We find Holy Saturday situated after Good Friday, after our introspective reflections on the death of Jesus, the abuse of his body, the truly Innocent One wrongfully murdered by the empire, the corrupt religious authorities, and the manipulated masses. We sit in the darkness of Good Friday, the shadow filled valley, the dry desert of the temptation to abandon hope, we sit with the weight of lament in the pit of our stomachs. We need this.

Cementerio General, Ciudad de Guatemala, Zona 3


Then comes Sunday. He is risen, risen indeed. The hope, the joy, the celebration. The lights and flowers and feasts. Sunday knows that a better day is coming, that the aches and traumas and corrupt corners of ourselves will all come untrue. That not the way it ought to be will become unknown. Because He rose, everything changes. 


We are, in the words of Zechariah (and later reused by Dr. Cornel West) “prisoners of hope”. Because He gave His life, because He rose again, we can be discipled into our Holy Saturday identity of prisoners of hope. Prisoners- because we cannot look away from the pain of the world that our redeeming Savior is inviting us to step into, to demonstrate what His Kingdom is like, to pray the kingdom on earth as it is in heaven in tangible ways. Hope- because we have been given the end of the story, we know what the kingdom will look like, will feel like. Despite the brokenness of the world, individually, collectively, systematically, and cosmically, our Savior is bigger. 
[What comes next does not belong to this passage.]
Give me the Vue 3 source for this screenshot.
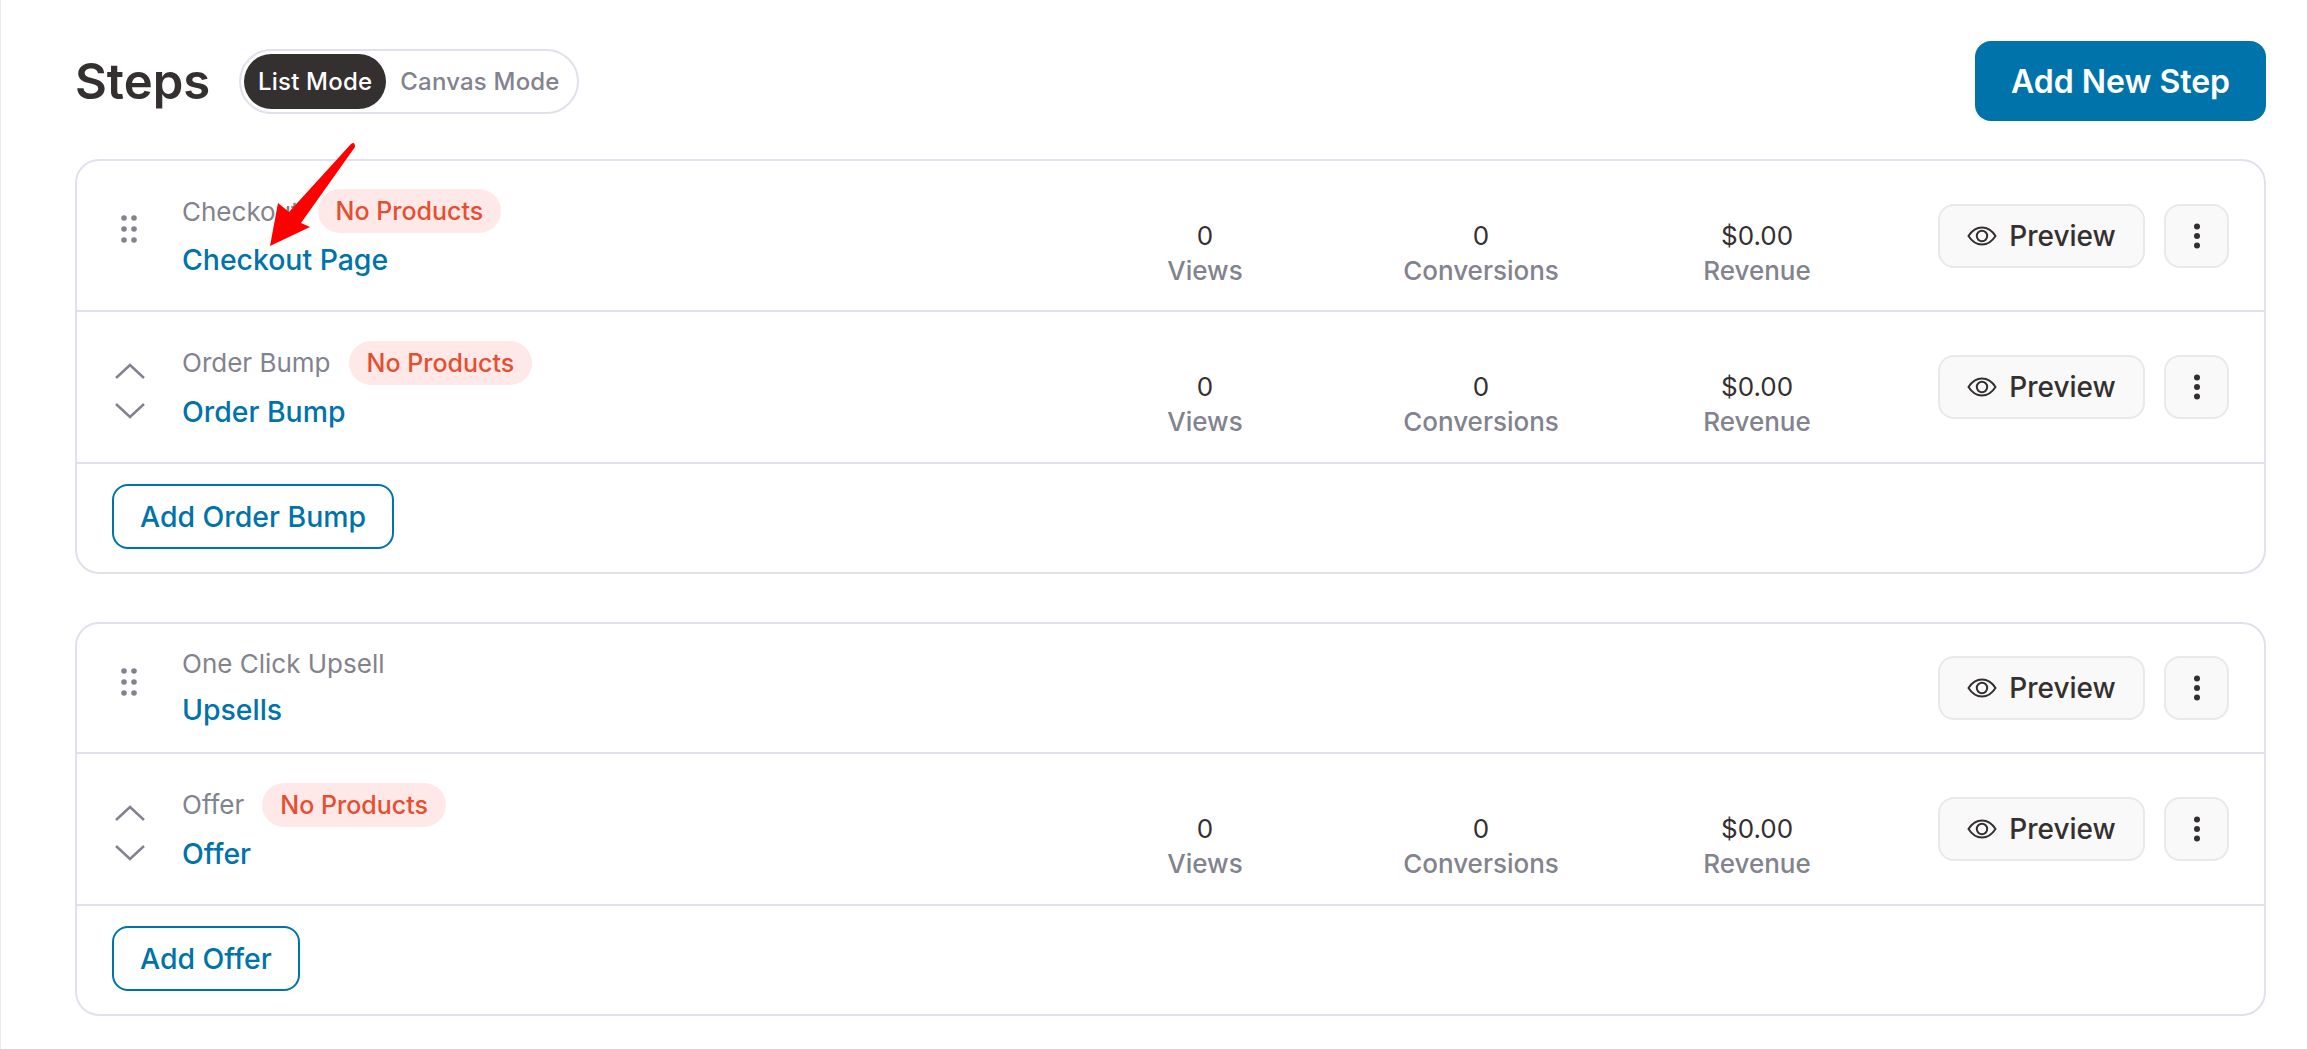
<script setup>
const groups = [
  {
    id: 'checkout',
    addLabel: 'Add Order Bump',
    steps: [
      { id: 'c1', type: 'Checkout', name: 'Checkout Page', badge: true, stats: true, handle: 'drag' },
      { id: 'c2', type: 'Order Bump', name: 'Order Bump', badge: true, stats: true, handle: 'sort' }
    ]
  },
  {
    id: 'upsell',
    addLabel: 'Add Offer',
    steps: [
      { id: 'u1', type: 'One Click Upsell', name: 'Upsells', badge: false, stats: false, handle: 'drag', short: true },
      { id: 'u2', type: 'Offer', name: 'Offer', badge: true, stats: true, handle: 'sort' }
    ]
  }
]

const stats = [
  { value: '0', label: 'Views' },
  { value: '0', label: 'Conversions' },
  { value: '$0.00', label: 'Revenue' }
]
</script>

<template>
  <div class="page">
    <header class="top">
      <div class="top-left">
        <h1 class="title">Steps</h1>
        <div class="toggle">
          <span class="toggle-item active">List Mode</span>
          <span class="toggle-item">Canvas Mode</span>
        </div>
      </div>
      <button class="btn-new">Add New Step</button>
    </header>

    <section v-for="group in groups" :key="group.id" class="card">
      <div
        v-for="step in group.steps"
        :key="step.id"
        class="row"
        :class="{ short: step.short }"
      >
        <div class="handle">
          <svg v-if="step.handle === 'drag'" class="drag" width="16" height="28" viewBox="0 0 16 28">
            <circle cx="3" cy="3" r="2.800" /><circle cx="13" cy="3" r="2.800" />
            <circle cx="3" cy="14" r="2.800" /><circle cx="13" cy="14" r="2.800" />
            <circle cx="3" cy="25" r="2.800" /><circle cx="13" cy="25" r="2.800" />
          </svg>
          <div v-else class="sort">
            <svg width="30" height="16" viewBox="0 0 30 16"><path d="M1 15 15 2l14 13" /></svg>
            <svg width="30" height="16" viewBox="0 0 30 16"><path d="M1 1l14 13L29 1" /></svg>
          </div>
        </div>

        <div class="info">
          <div class="type-line">
            <span class="type">{{ step.type }}</span>
            <span v-if="step.badge" class="badge">No Products</span>
          </div>
          <a class="name">{{ step.name }}</a>
        </div>

        <div class="stats">
          <template v-if="step.stats">
            <div v-for="s in stats" :key="s.label" class="stat">
              <span class="stat-value">{{ s.value }}</span>
              <span class="stat-label">{{ s.label }}</span>
            </div>
          </template>
        </div>

        <div class="actions">
          <button class="btn-preview">
            <svg width="30" height="20" viewBox="0 0 30 20" fill="none">
              <path d="M1.500 10C5 4.500 9.500 1.500 15 1.500S25 4.500 28.500 10C25 15.500 20.500 18.500 15 18.500S5 15.500 1.500 10Z" />
              <circle cx="15" cy="10" r="5.200" />
            </svg>
            Preview
          </button>
          <button class="btn-more">
            <svg width="8" height="26" viewBox="0 0 8 26">
              <circle cx="4" cy="3.500" r="3" /><circle cx="4" cy="13" r="3" /><circle cx="4" cy="22.500" r="3" />
            </svg>
          </button>
        </div>
      </div>
      <div class="card-foot">
        <button class="btn-add">{{ group.addLabel }}</button>
      </div>
    </section>

    <svg class="arrow" width="100" height="115" viewBox="0 0 100 115">
      <path d="M91 9 29 77 18 68 10 111 50 92 41 88 95 12Q95 6 91 9Z" fill="#fe0000" />
    </svg>
  </div>
</template>

<style>
html, body {
  background: #fff;
}
</style>

<style scoped>
.page {
  position: relative;
  box-sizing: border-box;
  width: 2307px;
  height: 1049px;
  padding: 41px 41px 0 74px;
  font-family: Inter, "Liberation Sans", sans-serif;
  color: #353030;
  background: #fff;
  border-left: 1px solid #ececec;
  overflow: hidden;
}

.top {
  display: flex;
  align-items: center;
  justify-content: space-between;
  height: 80px;
  margin-bottom: 38px;
}

.top-left {
  display: flex;
  align-items: center;
  gap: 28px;
}

.title {
  width: 136px;
  margin: 0;
  font-size: 49px;
  font-weight: 600;
  color: #353030;
}

.toggle {
  box-sizing: border-box;
  display: flex;
  align-items: center;
  width: 340px;
  height: 65px;
  padding: 3px;
  border: 2px solid #e1e0ec;
  border-radius: 33px;
}

.toggle-item {
  padding: 0 14px;
  font-size: 24px;
  font-weight: 500;
  letter-spacing: 0.2px;
  line-height: 55px;
  color: #82838e;
}

.toggle-item.active {
  background: #353030;
  color: #fff;
  border-radius: 28px;
}

.btn-new {
  width: 291px;
  height: 80px;
  border: 0;
  border-radius: 16px;
  background: #0073aa;
  color: #fff;
  font: 600 32px Inter, "Liberation Sans", sans-serif;
}

.card {
  box-sizing: border-box;
  margin-bottom: 48px;
  border: 2px solid #e1e0ec;
  border-radius: 24px;
}

.row {
  box-sizing: border-box;
  display: flex;
  align-items: center;
  height: 152px;
  padding-right: 35px;
  border-bottom: 2px solid #e1e0ec;
}

.row:first-child {
  height: 151px;
}

.row.short {
  height: 130px;
}

.handle {
  display: flex;
  justify-content: center;
  flex: none;
  width: 105px;
}

.drag {
  margin: -14px 2px 0 0;
  fill: #82838e;
}

.short .drag {
  margin-top: -12px;
}

.sort {
  display: flex;
  flex-direction: column;
  gap: 24px;
  margin-top: 8px;
}

.sort svg {
  fill: none;
  stroke: #82838e;
  stroke-width: 2.500;
}

.info {
  flex: 1;
}

.type-line {
  display: flex;
  align-items: center;
  gap: 18px;
  min-height: 44px;
}

.short .type-line {
  min-height: 39px;
}

.type {
  font-size: 26px;
  color: #82838e;
}

.badge {
  padding: 0 18px;
  font-size: 25px;
  font-weight: 500;
  line-height: 44px;
  color: #e54f30;
  background: #ffe9e8;
  border-radius: 22px;
}

.name {
  display: block;
  margin-top: 5px;
  font-size: 28.400px;
  font-weight: 500;
  line-height: 44px;
  color: #0073aa;
}

.stats {
  display: flex;
  flex: none;
  width: 828px;
  margin: 34px 43px 0 0;
}

.stat {
  display: flex;
  flex-direction: column;
  align-items: center;
  width: 276px;
}

.stat-value {
  font-size: 26px;
  line-height: 36px;
}

.stat-label {
  font-size: 26px;
  font-weight: 500;
  line-height: 34px;
  color: #82838e;
}

.actions {
  display: flex;
  flex: none;
  gap: 19px;
}

.btn-preview,
.btn-more {
  box-sizing: border-box;
  height: 64px;
  background: #f9f9f9;
  border: 2px solid #e9e9e9;
  border-radius: 16px;
  color: #353030;
}

.btn-preview {
  display: flex;
  align-items: center;
  justify-content: center;
  gap: 12px;
  width: 207px;
  font: 500 28px Inter, "Liberation Sans", sans-serif;
}

.btn-preview svg {
  stroke: #353030;
  stroke-width: 2;
}

.btn-more {
  display: flex;
  align-items: center;
  justify-content: center;
  width: 65px;
  padding: 0;
}

.btn-more svg {
  fill: #353030;
}

.card-foot {
  padding: 20px 35px 23px;
}

.btn-add {
  box-sizing: border-box;
  height: 65px;
  padding: 0 26px;
  background: #fff;
  border: 2px solid #0073aa;
  border-radius: 16px;
  color: #0073aa;
  font: 500 28.400px Inter, "Liberation Sans", sans-serif;
}

/* annotation drawn over the first step */
.arrow {
  position: absolute;
  left: 259px;
  top: 135px;
}
</style>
Holy Saturday invites into the tension. We are invited to feel deeply and hope with certainty. We are invited to become a prisoner of hope, one who cannot abandon hope despite the layers of brokenness life confronts us with daily. Either extreme would be easier, but, ultimately, unhelpful. I invite us to Holy Saturday, to become familiar in these spaces, to be discipled towards becoming prisoners of hope.